Can my bonus or overtime income be counted for a mortgage?

Yes, bonus and overtime income can be counted, but lenders typically require a two-year history of receiving such income consistently. They will usually average it over that period to account for fluctuations.

What is a Debt-to-Income (DTI) ratio, and why is it important?

The DTI ratio compares your total monthly debt payments to your gross monthly income. It's crucial because it indicates your capacity to handle additional debt, like a mortgage, and is a key factor in loan approval.

Is self-employment income harder to qualify with than W-2 income?

Self-employment income can be more complex because lenders use your net taxable income after deductions. This often requires two years of personal and business tax returns to verify consistency and amount.

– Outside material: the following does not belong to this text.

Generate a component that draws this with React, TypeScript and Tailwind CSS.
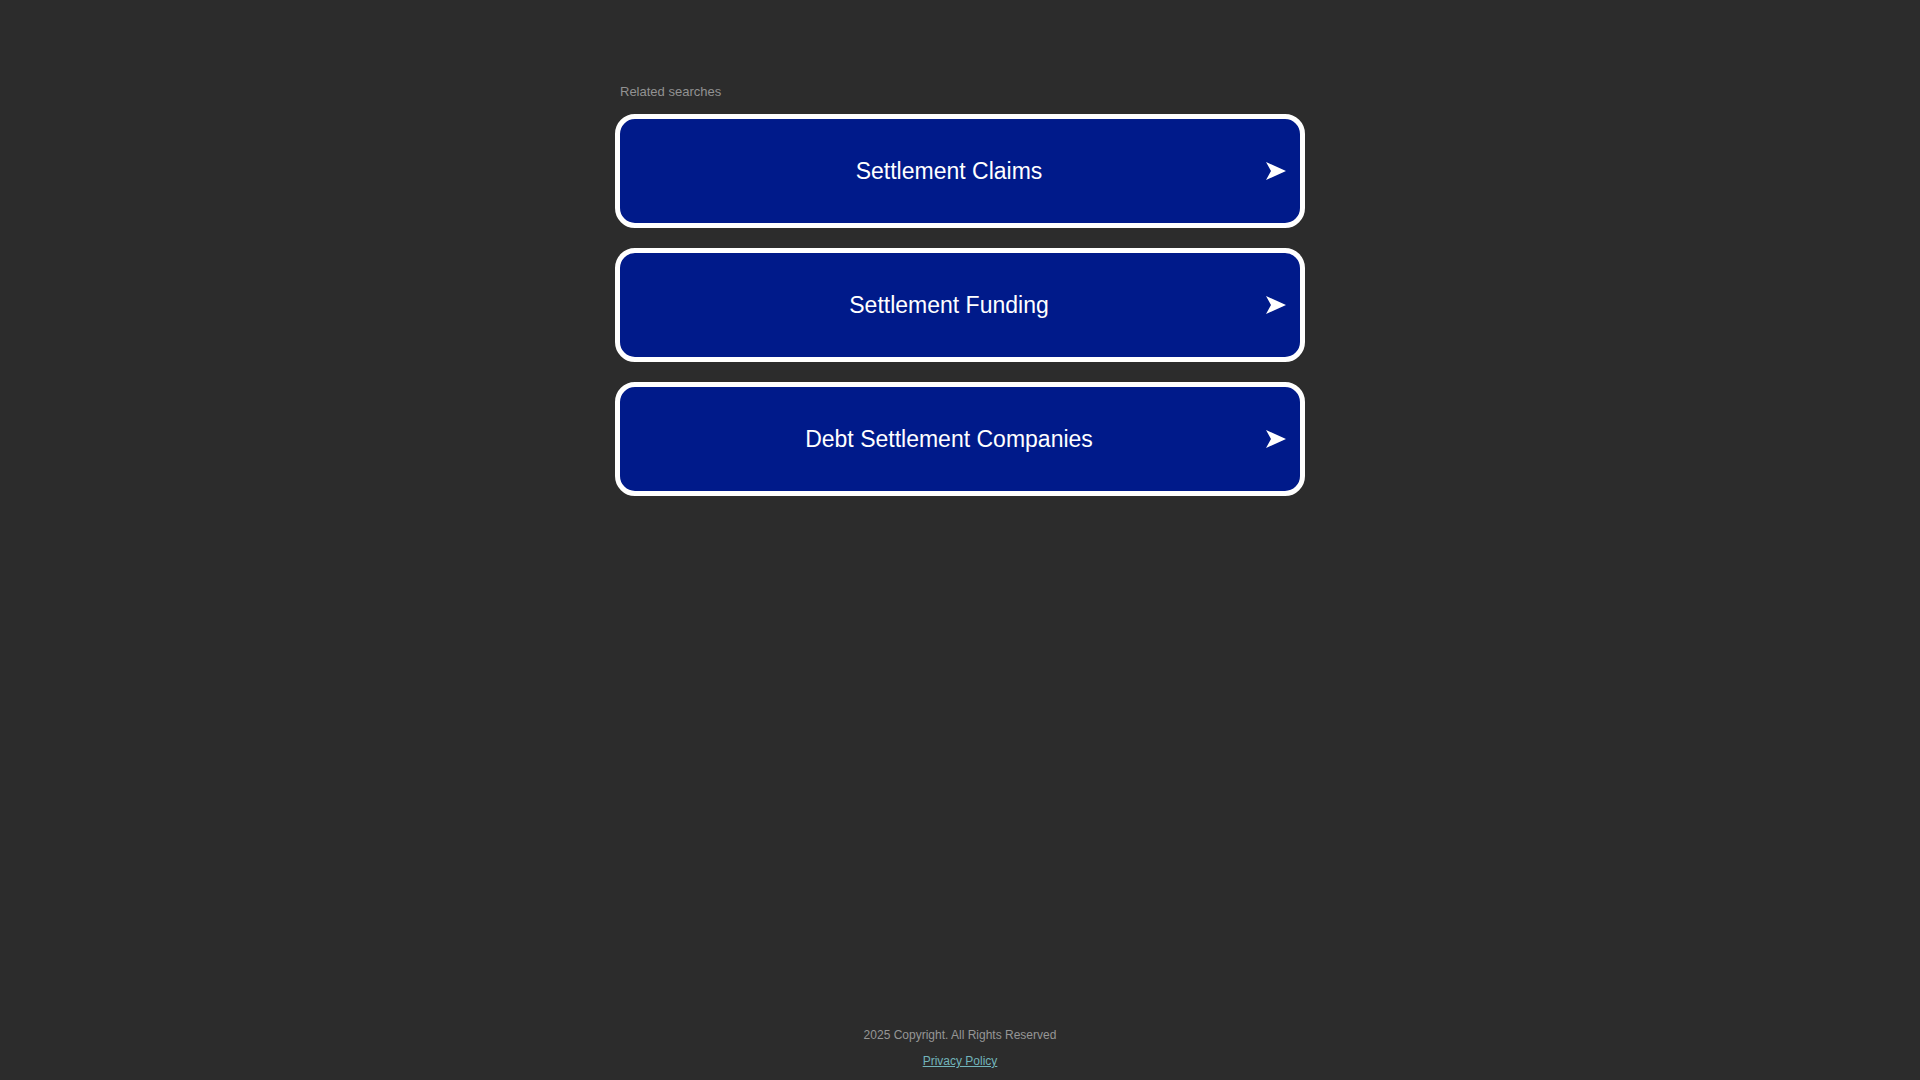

Can I include my Basic Allowance for Housing (BAH) for a VA loan?

Yes, for Military members, non-taxable allowances like BAH and Basic Allowance for Subsistence (BAS) can be counted and often "grossed up" by 25% for VA loan qualification purposes, increasing your effective income.

What if my income recently increased or I started a new job?

A recent income increase or new job might be counted if it's stable and verifiable. Lenders often require pay stubs, an employment verification, and a clear understanding of the increase's permanence.

Do child support or alimony payments count as qualifying income?

Yes, child support or alimony payments can be counted if they have been consistently received for at least six to twelve months and are expected to continue for at least three years, supported by legal documentation.

What is "residual income" for VA loans?

Residual income is a unique VA loan guideline measuring the money a Veteran or Military member has left over each month after paying all major debts and housing expenses. It ensures sufficient funds for daily living.

How can I improve my income qualification for a mortgage?

You can improve qualification by maintaining stable employment, diligently documenting all income, paying down existing debts to lower your DTI, and ensuring your credit report is accurate and strong.